## Exercise
Retype, exactly as they stand, the lines from the start of the data to the line that contains "import React from", both ends included. Leave the pictures out.

## Data excerpt
--------------------

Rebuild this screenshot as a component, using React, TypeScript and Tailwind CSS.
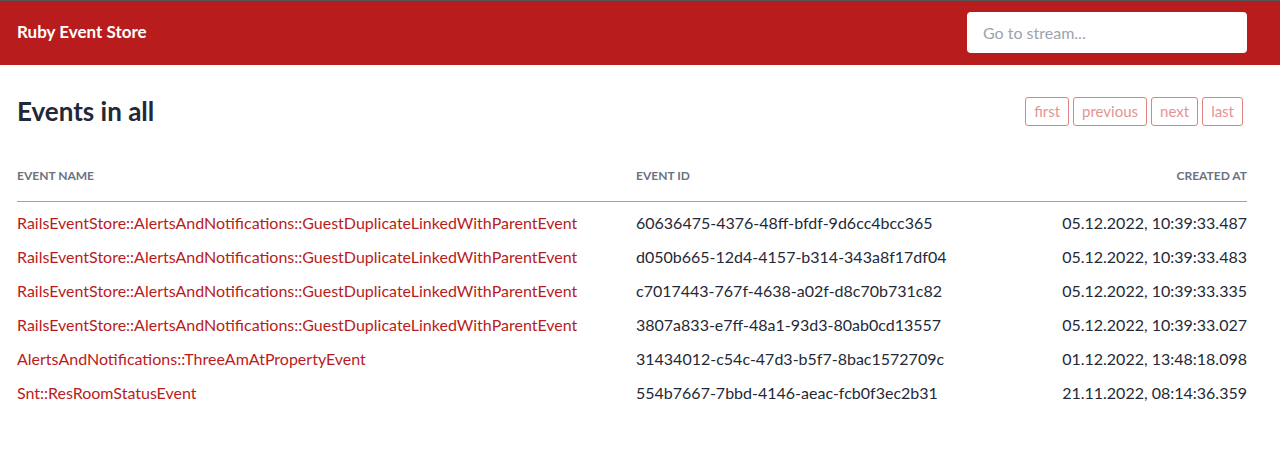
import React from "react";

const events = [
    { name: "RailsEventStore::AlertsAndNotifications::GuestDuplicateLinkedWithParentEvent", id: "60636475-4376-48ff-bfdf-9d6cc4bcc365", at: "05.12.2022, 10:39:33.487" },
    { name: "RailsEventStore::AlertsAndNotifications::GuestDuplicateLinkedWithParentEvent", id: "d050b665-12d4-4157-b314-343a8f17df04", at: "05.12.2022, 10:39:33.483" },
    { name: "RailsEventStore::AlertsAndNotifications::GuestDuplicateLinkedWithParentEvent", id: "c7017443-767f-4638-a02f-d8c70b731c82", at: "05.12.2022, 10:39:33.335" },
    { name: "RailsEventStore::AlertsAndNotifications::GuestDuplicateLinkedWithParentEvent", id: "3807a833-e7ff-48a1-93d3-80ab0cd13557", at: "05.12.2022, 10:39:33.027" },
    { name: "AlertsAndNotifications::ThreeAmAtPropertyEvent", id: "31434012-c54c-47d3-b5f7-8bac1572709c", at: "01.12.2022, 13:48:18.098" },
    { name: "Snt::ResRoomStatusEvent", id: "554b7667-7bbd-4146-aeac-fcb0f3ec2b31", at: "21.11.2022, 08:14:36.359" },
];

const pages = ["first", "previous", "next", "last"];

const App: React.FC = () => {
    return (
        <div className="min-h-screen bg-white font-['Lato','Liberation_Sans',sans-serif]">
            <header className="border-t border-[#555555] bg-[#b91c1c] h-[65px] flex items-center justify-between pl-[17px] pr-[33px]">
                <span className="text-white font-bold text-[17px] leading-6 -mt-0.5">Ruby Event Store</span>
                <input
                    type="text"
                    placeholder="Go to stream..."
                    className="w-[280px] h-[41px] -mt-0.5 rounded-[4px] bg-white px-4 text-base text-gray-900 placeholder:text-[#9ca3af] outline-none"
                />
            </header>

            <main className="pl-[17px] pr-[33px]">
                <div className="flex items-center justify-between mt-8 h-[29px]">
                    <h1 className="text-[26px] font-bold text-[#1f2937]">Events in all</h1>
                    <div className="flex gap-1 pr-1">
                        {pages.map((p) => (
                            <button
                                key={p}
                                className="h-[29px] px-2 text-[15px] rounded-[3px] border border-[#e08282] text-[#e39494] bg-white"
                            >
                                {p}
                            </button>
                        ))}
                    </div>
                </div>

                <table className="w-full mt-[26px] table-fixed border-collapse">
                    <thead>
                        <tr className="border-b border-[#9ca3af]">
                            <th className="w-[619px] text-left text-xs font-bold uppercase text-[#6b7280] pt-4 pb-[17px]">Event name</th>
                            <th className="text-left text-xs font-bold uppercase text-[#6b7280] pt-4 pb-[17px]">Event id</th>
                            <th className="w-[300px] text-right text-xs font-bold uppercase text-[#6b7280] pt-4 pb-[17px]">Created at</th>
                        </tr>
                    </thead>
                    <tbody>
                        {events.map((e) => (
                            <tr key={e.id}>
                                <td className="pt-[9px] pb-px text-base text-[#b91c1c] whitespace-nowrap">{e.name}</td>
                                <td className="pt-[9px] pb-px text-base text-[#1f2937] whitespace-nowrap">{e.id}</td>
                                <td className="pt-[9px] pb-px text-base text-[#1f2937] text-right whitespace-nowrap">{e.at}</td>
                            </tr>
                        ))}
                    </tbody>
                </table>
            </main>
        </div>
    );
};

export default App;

--------------------

## Exercise solution
Rebuild this screenshot as a component, using React, TypeScript and Tailwind CSS.
import React from "react";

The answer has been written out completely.